TAMPA (FOX 13) - Tampa Bay Lightning owner and developer Jeffrey Vinik is focused on much more than just hockey these days. Not only is he focused on luring businesses from around the world to downtown Tampa, he's focused on wellness.
"If we could all walk a little bit more, myself included, it makes a huge difference in quality of life," Vinik tells Fox-13 News. "It helps businesses attract and retain employees."
That's why Strategic Property Partners, which is partnership between Vinik and Cascade Investment, has ambitious development renderings for Channelside that include bike paths, green spaces, public art, and lots of greenery.
Vinik's vision for developing the empty lots around Amalie Arena include residential housing, restaurants stores and businesses.
"Wellness is a huge social movement among millennials and empty nesters too," says Vinik, so he says it's a win-win for the area, especially since USF has already committed to moving their school of medicine there.
Vinik's investment in the area runs deep in just a few short years. Beyond his help turning the Lightning franchise around since acquiring it in 2010, he has committed to giving $10 million dollars through his Community Heroes campaign. The team gives away $50,000 at every home game and in an extended interview with Fox-13's Mark Wilson, Vinik was quick to show his humility when asked about it.
"I get all this credit, I get the fanfare, but there are countless people who spend their money and their time helping others and making a difference in other people's lives," Vinik told Mark. "We should be thanking them, it's fantastic."

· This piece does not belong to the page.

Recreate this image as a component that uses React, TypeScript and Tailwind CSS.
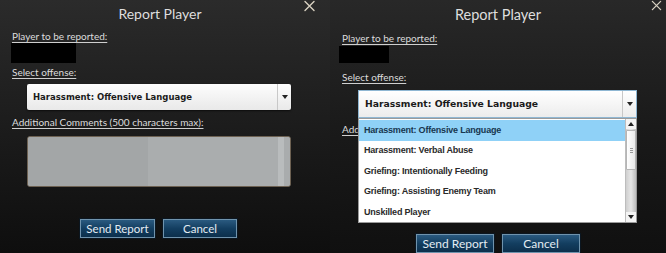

Mark also asked him about the recent ESPN report that ranked the Tampa Bay Lightning as the top franchise in all of hockey and the third overall in sports, based on the team, ownership, fan relations, affordability and arena experience.
"What I really liked about that is that it is from the fan,s because that's what we focus on," Vinik says. "We focus on this community, serving this community. I love this sport of hockey, it's a great sport and there's no reason it can't be embraced in this town as much as it is in northern towns, and I think we're on the way to doing that."